— Problem details —
Filter for the word "this" and keep each matching line.

─── Data excerpts

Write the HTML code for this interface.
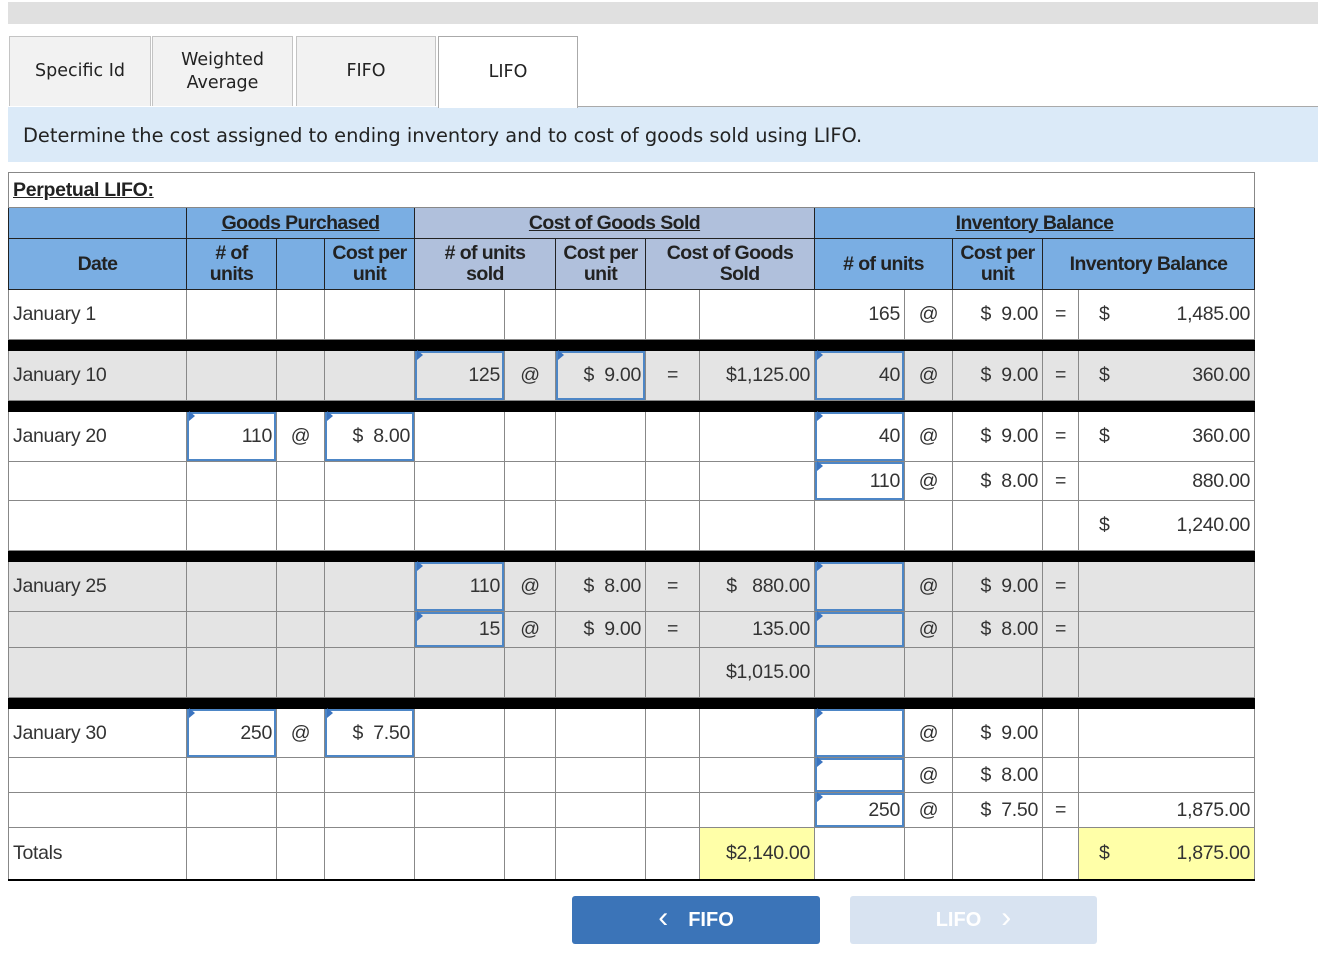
<!DOCTYPE html>
<html><head><meta charset="utf-8">
<style>
body{margin:0;width:1318px;height:964px;background:#fff;position:relative;overflow:hidden;font-family:"Liberation Sans",Arial,sans-serif}
.bar{position:absolute;left:8px;top:2px;width:1310px;height:22px;background:#e0e0e0}
.tab{position:absolute;top:36px;height:69px;background:#f2f2f2;border:1px solid #c4c4c4;border-bottom:none;font-family:"DejaVu Sans",Verdana,sans-serif;font-size:17.5px;color:#222;display:flex;align-items:center;justify-content:center;text-align:center;line-height:23px}
.tab.act{background:#fff;border-color:#aaa;height:71px;z-index:2}
.tabline{position:absolute;left:577px;top:106px;width:741px;height:1px;background:#aaa}
.band{position:absolute;left:8px;top:107px;width:1310px;height:55px;background:#dbeaf8;font-family:"DejaVu Sans",Verdana,sans-serif;font-size:19.4px;color:#222;line-height:57px;padding-left:15px;box-sizing:border-box}
table{position:absolute;left:8px;top:172px;border-collapse:collapse;table-layout:fixed;width:1247px}
td{border:1px solid #888;padding:0 4px;font-size:19.5px;color:#333;position:relative;white-space:nowrap;overflow:visible;letter-spacing:-0.3px}
.r{text-align:right}.c{text-align:center}
.t td{border:1px solid #888;height:34px;font-weight:bold;text-decoration:underline;font-size:19.5px;color:#222;padding-left:4px}
.h td{background:#7aaee3;border-color:#222;font-weight:bold;color:#222;text-align:center;line-height:21px;padding:0;letter-spacing:-0.6px}
.h td.g{background:#b0c0dc}
.h1 td{height:30px}
.h1 td span{text-decoration:underline}
.h2 td{height:50px}
.sep td{background:#000;height:10px;padding:0;border-color:#000}
.gr td{background:#e4e4e4}
.in{box-shadow:inset 0 0 0 2px #4d86c6;border-top-color:#fff}
.in::after{content:"";position:absolute;left:2px;top:2px;border-top:5px solid transparent;border-bottom:5px solid transparent;border-left:6px solid #3b74c0;margin-top:-3px}
.gr .in{background:#e4e4e4}
.y{background:#ffffa8 !important;border-bottom:2px solid #000 !important}
.d{float:left;padding-left:16px}
.btn{position:absolute;top:896px;height:48px;border-radius:3px;color:#fff;font-weight:bold;font-size:20px;display:flex;align-items:center;justify-content:center}
</style></head><body>
<div class="bar"></div>
<div class="tab" style="left:9px;width:140px">Specific Id</div>
<div class="tab" style="left:152px;width:139px">Weighted<br>Average</div>
<div class="tab" style="left:296px;width:138px">FIFO</div>
<div class="tab act" style="left:438px;width:138px">LIFO</div>
<div class="tabline"></div>
<div class="band">Determine the cost assigned to ending inventory and to cost of goods sold using LIFO.</div>

<table>
<colgroup>
<col style="width:178px"><col style="width:90px"><col style="width:48px"><col style="width:90px"><col style="width:90px"><col style="width:51px"><col style="width:90px"><col style="width:54px"><col style="width:115px"><col style="width:90px"><col style="width:48px"><col style="width:90px"><col style="width:36px"><col style="width:176px">
</colgroup>
<tr class="t"><td colspan="14">Perpetual LIFO:</td></tr>
<tr class="h h1"><td></td><td colspan="3"><span>Goods Purchased</span></td><td colspan="5" class="g"><span>Cost of Goods Sold</span></td><td colspan="5"><span>Inventory Balance</span></td></tr>
<tr class="h h2"><td>Date</td><td># of<br>units</td><td></td><td>Cost per<br>unit</td><td colspan="2" class="g"># of units<br>sold</td><td class="g">Cost per<br>unit</td><td colspan="2" class="g">Cost of Goods<br>&nbsp;&nbsp;&nbsp;&nbsp;Sold</td><td colspan="2"># of units</td><td>Cost per<br>unit</td><td colspan="2">Inventory Balance</td></tr>

<tr style="height:50px"><td>January 1</td><td></td><td></td><td></td><td></td><td></td><td></td><td></td><td></td><td class="r">165</td><td class="c">@</td><td class="r">$&nbsp;&nbsp;9.00</td><td class="c">=</td><td class="r"><span class="d">$</span>1,485.00</td></tr>
<tr class="sep"><td colspan="14"></td></tr>
<tr class="gr" style="height:50px"><td>January 10</td><td></td><td></td><td></td><td class="r in">125</td><td class="c">@</td><td class="r in">$&nbsp;&nbsp;9.00</td><td class="c">=</td><td class="r">$1,125.00</td><td class="r in">40</td><td class="c">@</td><td class="r">$&nbsp;&nbsp;9.00</td><td class="c">=</td><td class="r"><span class="d">$</span>360.00</td></tr>
<tr class="sep"><td colspan="14"></td></tr>
<tr style="height:50px"><td>January 20</td><td class="r in">110</td><td class="c">@</td><td class="r in">$&nbsp;&nbsp;8.00</td><td></td><td></td><td></td><td></td><td></td><td class="r in">40</td><td class="c">@</td><td class="r">$&nbsp;&nbsp;9.00</td><td class="c">=</td><td class="r"><span class="d">$</span>360.00</td></tr>
<tr style="height:39px"><td></td><td></td><td></td><td></td><td></td><td></td><td></td><td></td><td></td><td class="r in">110</td><td class="c">@</td><td class="r">$&nbsp;&nbsp;8.00</td><td class="c">=</td><td class="r">880.00</td></tr>
<tr style="height:50px"><td></td><td></td><td></td><td></td><td></td><td></td><td></td><td></td><td></td><td></td><td></td><td></td><td></td><td class="r"><span class="d">$</span>1,240.00</td></tr>
<tr class="sep"><td colspan="14"></td></tr>
<tr class="gr" style="height:50px"><td>January 25</td><td></td><td></td><td></td><td class="r in">110</td><td class="c">@</td><td class="r">$&nbsp;&nbsp;8.00</td><td class="c">=</td><td class="r">$&nbsp;&nbsp;&nbsp;880.00</td><td class="in"></td><td class="c">@</td><td class="r">$&nbsp;&nbsp;9.00</td><td class="c">=</td><td></td></tr>
<tr class="gr" style="height:36px"><td></td><td></td><td></td><td></td><td class="r in">15</td><td class="c">@</td><td class="r">$&nbsp;&nbsp;9.00</td><td class="c">=</td><td class="r">135.00</td><td class="in"></td><td class="c">@</td><td class="r">$&nbsp;&nbsp;8.00</td><td class="c">=</td><td></td></tr>
<tr class="gr" style="height:50px"><td></td><td></td><td></td><td></td><td></td><td></td><td></td><td></td><td class="r">$1,015.00</td><td></td><td></td><td></td><td></td><td></td></tr>
<tr class="sep"><td colspan="14"></td></tr>
<tr style="height:49px"><td>January 30</td><td class="r in">250</td><td class="c">@</td><td class="r in">$&nbsp;&nbsp;7.50</td><td></td><td></td><td></td><td></td><td></td><td class="in"></td><td class="c">@</td><td class="r">$&nbsp;&nbsp;9.00</td><td></td><td></td></tr>
<tr style="height:35px"><td></td><td></td><td></td><td></td><td></td><td></td><td></td><td></td><td></td><td class="in"></td><td class="c">@</td><td class="r">$&nbsp;&nbsp;8.00</td><td></td><td></td></tr>
<tr style="height:35px"><td></td><td></td><td></td><td></td><td></td><td></td><td></td><td></td><td></td><td class="r in">250</td><td class="c">@</td><td class="r">$&nbsp;&nbsp;7.50</td><td class="c">=</td><td class="r">1,875.00</td></tr>
<tr style="height:52px;border-bottom:2px solid #000"><td style="border-top:1px solid #555">Totals</td><td></td><td></td><td></td><td></td><td></td><td></td><td></td><td class="r y">$2,140.00</td><td></td><td></td><td></td><td></td><td class="r y"><span class="d">$</span>1,875.00</td></tr>
</table>

<div class="btn" style="left:572px;width:248px;background:#3b74b8"><span style="font-size:30px;margin-right:20px;font-weight:normal;margin-top:-4px">&#8249;</span>FIFO</div>
<div class="btn" style="left:850px;width:247px;background:#d8e3f1">LIFO<span style="font-size:30px;margin-left:20px;font-weight:normal;margin-top:-4px">&#8250;</span></div>
</body></html>
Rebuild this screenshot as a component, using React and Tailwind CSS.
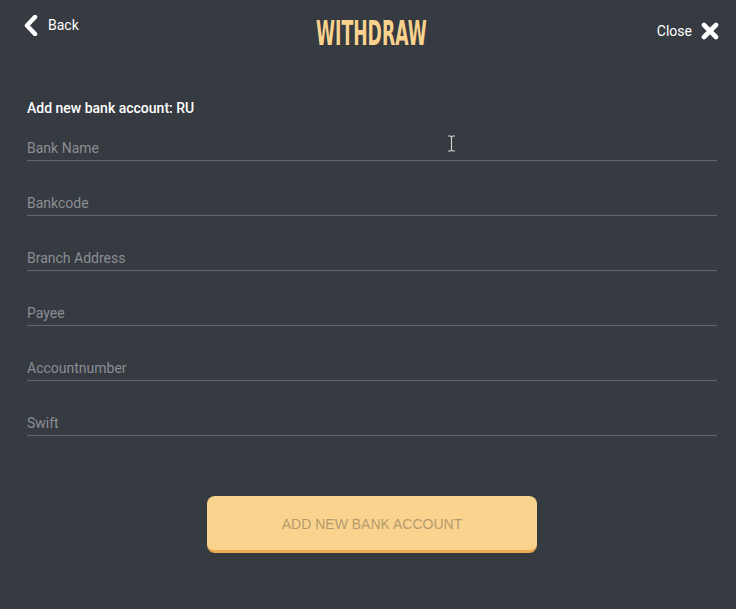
import { useState } from "react";

const fields = ["Bank Name", "Bankcode", "Branch Address", "Payee", "Accountnumber", "Swift"];

export default function App() {
  const [values, setValues] = useState({});

  return (
    <div className="relative w-[736px] h-[609px] bg-[#363a41] font-['Roboto','Liberation_Sans',sans-serif] text-white overflow-hidden">
      {/* Header */}
      <header className="grid grid-cols-3 items-start pl-[24px] pr-[17px] pt-[15px] h-[92px]">
        <button className="flex items-center gap-[10px] text-[14px] text-white justify-self-start">
          <svg width="14" height="21" viewBox="0 0 14 21">
            <path d="M11 2 L3 10.5 L11 19" fill="none" stroke="#fff" strokeWidth="4.5" strokeLinecap="round" strokeLinejoin="round" />
          </svg>
          <span className="-mt-[1px]">Back</span>
        </button>
        <h1 className="justify-self-center text-[33px] leading-[34px] font-bold text-[#f9d38e] font-['DejaVu_Sans_Condensed','Roboto',sans-serif] scale-x-[0.58] mt-[2px] whitespace-nowrap">
          WITHDRAW
        </h1>
        <button className="flex items-center gap-[9px] text-[14px] text-white mt-[6px] justify-self-end">
          <span>Close</span>
          <svg width="18" height="18" viewBox="0 0 18 18" className="-mt-[1px]">
            <path d="M3 3 L15 15 M15 3 L3 15" stroke="#fff" strokeWidth="4.6" strokeLinecap="round" />
          </svg>
        </button>
      </header>

      {/* Form */}
      <div className="px-[27px] pr-[19px]">
        <p className="text-[14px] font-medium leading-[16px] mt-[8px]">Add new bank account: RU</p>
        <div className="flex flex-col gap-[20px] mt-[10px]">
          {fields.map((f) => (
            <input
              key={f}
              placeholder={f}
              value={values[f] || ""}
              onChange={(e) => setValues({ ...values, [f]: e.target.value })}
              className="w-full h-[35px] bg-transparent border-b border-[#62666a] text-[14px] text-white placeholder:text-[#8b8e92] outline-none pt-[9px]"
            />
          ))}
        </div>
        <div className="flex justify-center mt-[60px]">
          <button className="w-[330px] h-[57px] rounded-[8px] bg-[#fad48f] border-b-[3px] border-[#e9ac4e] text-[14px] uppercase text-[#b59a6c] pt-[2px] font-['Liberation_Sans',sans-serif]">
            Add new bank account
          </button>
        </div>
      </div>

      {/* mouse cursor */}
      <svg className="absolute left-[447px] top-[135px]" width="9" height="17" viewBox="0 0 9 17">
        <path d="M1 1 H3.5 L4.5 2 L5.5 1 H8 M4.5 2 V15 M1 16 H3.5 L4.5 15 L5.5 16 H8" fill="none" stroke="#d0d0d0" strokeWidth="1.2" />
      </svg>
    </div>
  );
}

──────

— Right answer —
Write the HTML code for this interface.
Rebuild this screenshot as a component, using React and Tailwind CSS.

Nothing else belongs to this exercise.